Johnson and DCR, Inc., the owner of Fox's, responded with a parade of horrors they said would result from enforcement of the ordinance.

Johnson testified that she and other table dancers are essentially independent contractors. In return for paying rent to nightclub owners for using space on the dance floor, they get "paid" directly by the customers.

But you obviously can't get paid if nobody shows up. And that, Johnson argued, was the problem with the 10-foot rule. Since her customers desired an experience that was as erotic as possible, they were taking their business to other studios allowing close-quarters dancing.

DCR had its own tale of woe.

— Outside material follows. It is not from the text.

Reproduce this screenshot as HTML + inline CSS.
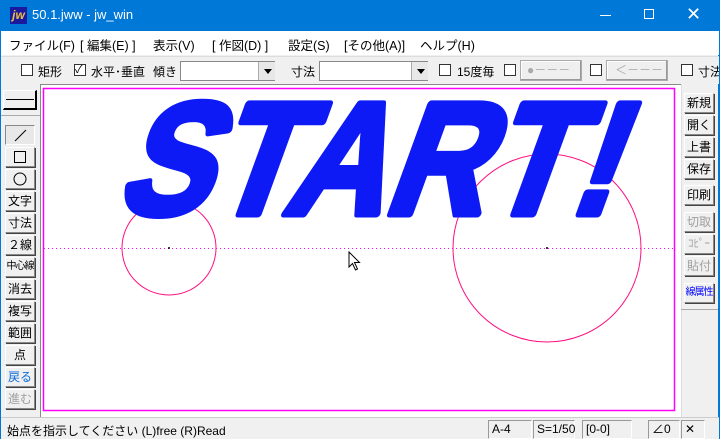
<!DOCTYPE html>
<html><head><meta charset="utf-8"><style>
*{margin:0;padding:0;box-sizing:border-box}
body{width:720px;height:439px;overflow:hidden;background:#f0f0f0;font-family:"Liberation Sans","Noto Sans CJK JP",sans-serif;font-size:12px;color:#000;position:relative;white-space:nowrap}
.a{position:absolute}
.title{left:0;top:0;width:720px;height:31px;background:#0078d7;color:#fff;font-size:13px}
.menu{left:1px;top:31px;width:718px;height:24px;background:#fff;font-size:12.5px}
.menu span{position:absolute;top:4px}
.tb{top:56px;height:28px;left:1px;width:718px;background:#f0f0f0;border-top:1px solid #ddd;overflow:hidden}
.cb{position:absolute;width:12px;height:12px;border:1px solid #333;background:#fff;top:7px}
.lbl{position:absolute;top:6px;font-size:12px}
.combo{position:absolute;top:4px;height:20px;background:#fff;border:1px solid #888;border-right:none}
.combo i{position:absolute;right:0;top:0;width:17px;height:18px;background:#e8e8e8;border-left:1px solid #aaa}
.combo i:after{content:"";position:absolute;left:5px;top:7px;border:4px solid transparent;border-top:5px solid #000;border-bottom:none}
.gb{position:absolute;top:3px;height:21px;border:1px solid #aaa;background:#efefef;color:#aaa;font-size:12px;box-shadow:inset -1px -1px #999,inset 1px 1px #fff}
.lb,.rb{position:absolute;width:30px;height:20px;background:#f0f0f0;border:1px solid #fff;border-right-color:#888;border-bottom-color:#888;box-shadow:1px 1px #444;text-align:center;font-size:12px;line-height:18px;overflow:hidden}
.lb{left:5px}.rb{left:684px}
.sm{font-size:10px;letter-spacing:-1px}
.dis{color:#a0a0a0}
.status{left:1px;top:417px;width:718px;height:22px;background:#f0f0f0;border-top:1px solid #ccc;font-size:12px}
.sp{position:absolute;top:2px;height:19px;border:1px solid #fff;border-left-color:#999;border-top-color:#999;line-height:17px;padding-left:3px}
</style></head><body>
<div class="a" style="left:0;top:0;width:1px;height:439px;background:#0078d7"></div>
<div class="a" style="left:718px;top:0;width:2px;height:439px;background:#0078d7"></div>
<div class="a title">
 <div class="a" style="left:10px;top:7px;width:17px;height:17px;background:#1a1aa0;color:#f0c040;font-style:italic;font-weight:bold;font-size:12px;line-height:16px;text-align:center">jw</div>
 <div class="a" style="left:32px;top:7px">50.1.jww - jw_win</div>
 <div class="a" style="left:600px;top:15px;width:11px;height:1px;background:#fff"></div>
 <div class="a" style="left:644px;top:9px;width:10px;height:10px;border:1px solid #fff"></div>
 <div class="a" style="left:686px;top:3px;font-size:18px;line-height:22px">✕</div>
</div>
<div class="a menu">
 <span style="left:8px">ファイル(F)</span><span style="left:79px">[ 編集(E) ]</span><span style="left:152px">表示(V)</span><span style="left:211px">[ 作図(D) ]</span><span style="left:287px">設定(S)</span><span style="left:343px">[その他(A)]</span><span style="left:419px">ヘルプ(H)</span>
</div>
<div class="a tb">
 <div class="cb" style="left:20px"></div><div class="lbl" style="left:37px">矩形</div>
 <div class="cb" style="left:73px;font-size:11px;line-height:10px">✓</div><div class="lbl" style="left:90px">水平･垂直</div>
 <div class="lbl" style="left:152px">傾き</div>
 <div class="combo" style="left:179px;width:95px"><i></i></div>
 <div class="lbl" style="left:290px">寸法</div>
 <div class="combo" style="left:318px;width:109px"><i></i></div>
 <div class="cb" style="left:438px"></div><div class="lbl" style="left:456px">15度毎</div>
 <div class="cb" style="left:503px"></div>
 <div class="gb" style="left:519px;width:62px;padding-left:6px;line-height:18px">●－－－</div>
 <div class="cb" style="left:589px"></div>
 <div class="gb" style="left:605px;width:62px;padding-left:8px;line-height:18px">＜－－－</div>
 <div class="cb" style="left:680px"></div><div class="lbl" style="left:697px">寸法</div>
</div>
<div class="a" style="left:1px;top:84px;width:39px;height:333px;background:#f0f0f0"></div>
<div class="a" style="left:3px;top:90px;width:34px;height:20px;background:#f0f0f0;border:1px solid #fff;border-right:2px solid #000;border-bottom:2px solid #000"><div class="a" style="left:2px;top:8px;width:28px;height:1px;background:#000"></div></div>
<div class="a" style="left:1px;top:115px;width:39px;height:1px;background:#aaa"></div>
<div class="lb" style="top:125px;background:#e8e8e8;border-color:#888 #fff #fff #888;box-shadow:none"><svg width="28" height="18"><line x1="9" y1="15" x2="20" y2="4" stroke="#000"/></svg></div>
<div class="lb" style="top:147px"><svg width="28" height="18"><rect x="8.5" y="3.5" width="11" height="11" fill="none" stroke="#000"/></svg></div>
<div class="lb" style="top:169px"><svg width="28" height="18"><circle cx="14" cy="9" r="6" fill="none" stroke="#000"/></svg></div>
<div class="lb" style="top:191px">文字</div>
<div class="lb" style="top:213px">寸法</div>
<div class="lb" style="top:235px">２線</div>
<div class="lb sm" style="top:257px">中心線</div>
<div class="lb" style="top:279px">消去</div>
<div class="lb" style="top:301px">複写</div>
<div class="lb" style="top:323px">範囲</div>
<div class="lb" style="top:345px">点</div>
<div class="lb" style="top:367px;color:#0a6ad8">戻る</div>
<div class="lb dis" style="top:389px">進む</div>
<div class="a" style="left:40px;top:84px;width:641px;height:333px;background:#fff;border-left:1px solid #888;border-top:1px solid #888"></div>
<svg class="a" style="left:0;top:0" width="720" height="439">
 <rect x="43.5" y="88.5" width="631" height="322" fill="none" stroke="#ff00ff" stroke-width="1.5"/>
 <line x1="44" y1="248.5" x2="674" y2="248.5" stroke="#ff00ff" stroke-dasharray="1 3"/>
 <circle cx="169" cy="248" r="47" fill="none" stroke="#ff1080"/>
 <circle cx="547" cy="248" r="94" fill="none" stroke="#ff1080"/>
 <circle cx="169" cy="248" r="1" fill="#000"/><circle cx="547" cy="248" r="1" fill="#000"/>
 <g transform="translate(114,214) skewX(-20)">
  <text x="0" y="0" font-family="Liberation Sans" font-weight="bold" font-size="160" fill="#0d1af5" stroke="#0d1af5" stroke-width="7" stroke-linejoin="round" textLength="498" lengthAdjust="spacingAndGlyphs">START!</text>
 </g>
 <path d="M349 252 L349 267 L352.5 263.5 L355.5 270 L357.5 269 L354.5 262.5 L359.5 262.5 Z" fill="#fff" stroke="#000" stroke-width="1"/>
</svg>
<div class="a" style="left:681px;top:84px;width:37px;height:333px;background:#f0f0f0;border-left:1px solid #ddd"></div>
<div class="rb" style="top:93px">新規</div>
<div class="rb" style="top:115px">開く</div>
<div class="rb" style="top:137px">上書</div>
<div class="rb" style="top:159px">保存</div>
<div class="rb" style="top:185px">印刷</div>
<div class="rb dis" style="top:212px">切取</div>
<div class="rb dis" style="top:234px;font-size:11px">ｺﾋﾟｰ</div>
<div class="rb dis" style="top:256px">貼付</div>
<div class="rb sm" style="top:283px;color:#0000ff">線属性</div>
<div class="a" style="left:681px;top:309px;width:37px;height:1px;background:#aaa"></div>
<div class="a status">
 <div class="a" style="left:6px;top:4px">始点を指示してください (L)free (R)Read</div>
 <div class="sp" style="left:487px;width:44px">A-4</div>
 <div class="sp" style="left:532px;width:42px">S=1/50</div>
 <div class="sp" style="left:581px;width:50px">[0-0]</div>
 <div class="sp" style="left:647px;width:32px">∠0</div>
 <div class="sp" style="left:680px;width:24px">✕</div>
</div>
</body></html>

Even though adult nightclubs typically charge admission fees and sell non-alcoholic drinks, their primary source of revenue, DCR said, is rent from dancers. (This actually makes sense, as you can only charge so much for a diet Coke.)

So if the 10-foot rule (plus the "no direct tipping" rule) puts the dancer out of commission, DCR reasoned, it's only a matter of time before the nightclubs shut their doors.

In sum, Johnson and DCR argued that if left intact, the Pierce County ordinance would eventually "destroy the market" for alcohol-free erotic dance clubs. The law thus violated their First Amendment rights to free speech, the plaintiffs claimed, since nude dancing is a form of expressive conduct.

With the appeals court unmoved by this argument, table dancing took it in the shorts -- and for a very simple reason.

It's true, of course, that the First Amendment protects free speech. But not all conduct is expressive, said the court. And since table dancers like Johnson can perform the same dance 10 feet away from customers, the court ultimately ruled that free speech rights weren't threatened by the Pierce County law.

So there you have it -- the naked truth about table dancing exposed to the entire world.